The team's coach and coxswain was named MaryJane, MJ for short. A woman in her fifties who was in incredible shape, she shook Dylan's hand so vigorously Dylan continued vibrating afterward. MJ expressed excitement at Dylan's having joined the team at the moment they needed her most. Dylan still said very little, getting by with an attempt at a smile.

  After the introductions, the women scattered to a long line of machines along the back of the gym.

  MJ guided Dylan to a machine on the end of the line. She demonstrated how to erg, showing her the steps on a neighboring machine, going through them slowly. Dylan only had to do the motion once before she understood, her body falling into an immediate rhythm.

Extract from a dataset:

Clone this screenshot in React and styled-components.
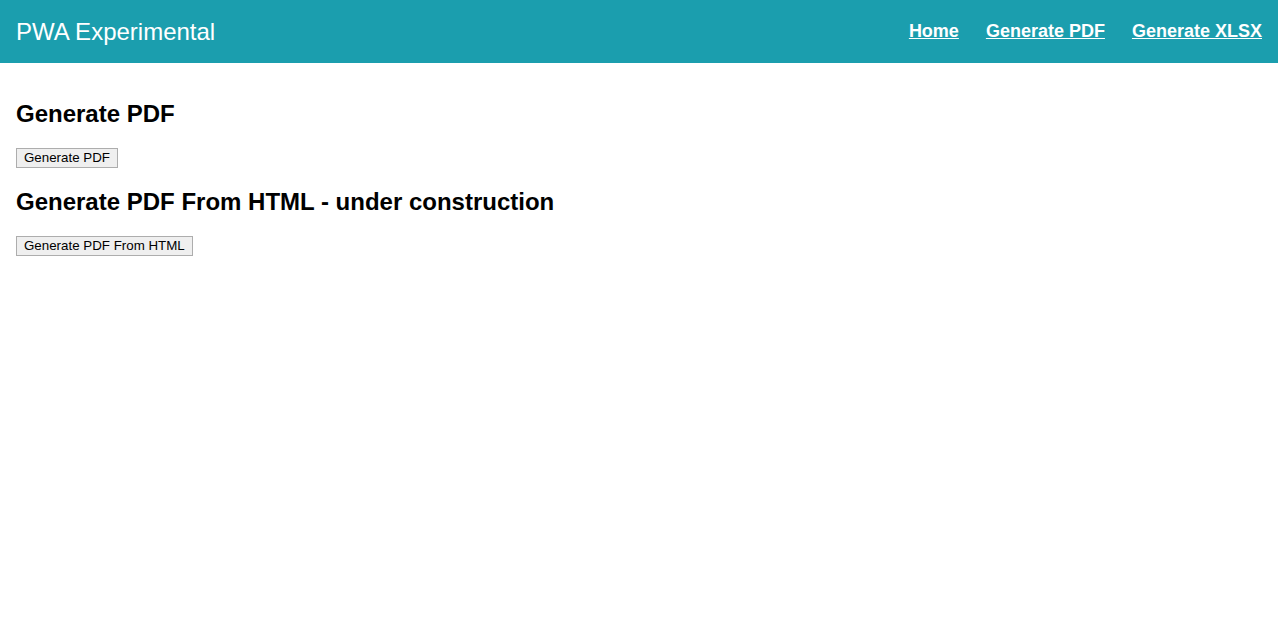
import React from "react";
import styled, { createGlobalStyle } from "styled-components";

const Global = createGlobalStyle`
  html, body { margin: 0; padding: 0; background: #fff; }
  body { font-family: "Liberation Sans", Arial, sans-serif; color: #000; }
`;

const Header = styled.header`
  height: 63px;
  background: #1b9eae;
  display: flex;
  align-items: center;
  justify-content: space-between;
  padding: 0 16px;
  color: #fff;
`;

const Title = styled.div`
  font-size: 24px;
  font-weight: normal;
`;

const Nav = styled.nav`
  display: flex;
  gap: 27px;
`;

const NavLink = styled.a`
  color: #fff;
  font-size: 18px;
  font-weight: bold;
  text-decoration: underline;
  cursor: pointer;
`;

const Main = styled.main`
  padding: 17px 16px 16px;
`;

const Heading = styled.h2`
  font-size: 24px;
  font-weight: bold;
  margin: 20px 0;
  line-height: 28px;
`;

const Button = styled.button`
  font-family: "Liberation Sans", Arial, sans-serif;
  font-size: 13.33px;
  color: #000;
  background: #efefef;
  border: 1px solid #adadad;
  border-radius: 0;
  padding: 1px 7px;
  height: 20px;
  line-height: 16px;
  display: block;
`;

export default function App() {
  return (
    <>
      <Global />
      <Header>
        <Title>PWA Experimental</Title>
        <Nav>
          <NavLink>Home</NavLink>
          <NavLink>Generate PDF</NavLink>
          <NavLink>Generate XLSX</NavLink>
        </Nav>
      </Header>
      <Main>
        <Heading>Generate PDF</Heading>
        <Button>Generate PDF</Button>
        <Heading>Generate PDF From HTML - under construction</Heading>
        <Button>Generate PDF From HTML</Button>
      </Main>
    </>
  );
}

  "Have you done this before?" MJ asked.

  "No," Dylan said.

  "Well, your form is perfect. Keep doing that for a little while to warm up, and I'll be back later to do a test with you."

  Skylar took MJ's vacated machine, talking to one of the twins on the other side of her about someone she had met at The Snuggery and how they would just be perfect together. Dylan's focus shifted to the movements of her body. Bend and push with the knees, lean back and pull with the arms. Bend, push with the knees, lean back and pull with the arms.

  Within a few pulls, Dylan found a rhythm. The world narrowed around her, and all she heard was the whirl of the wheel in the machine. Her breath started to sync with the whirl, creating something akin to music. Her muscles stretched and wakened. Dormant for so long, they protested the strain. But after their initial cries, after a moment where Dylan thought she couldn't go on any longer, they too settled into the rhythm.

  Dylan bent and she pushed and she leaned and she pulled, on and on, until she couldn't push one more time. Only then did she stop, and when she did, she realized Sky had stopped as well. Her friend's eyebrows were raised, her arms crossed.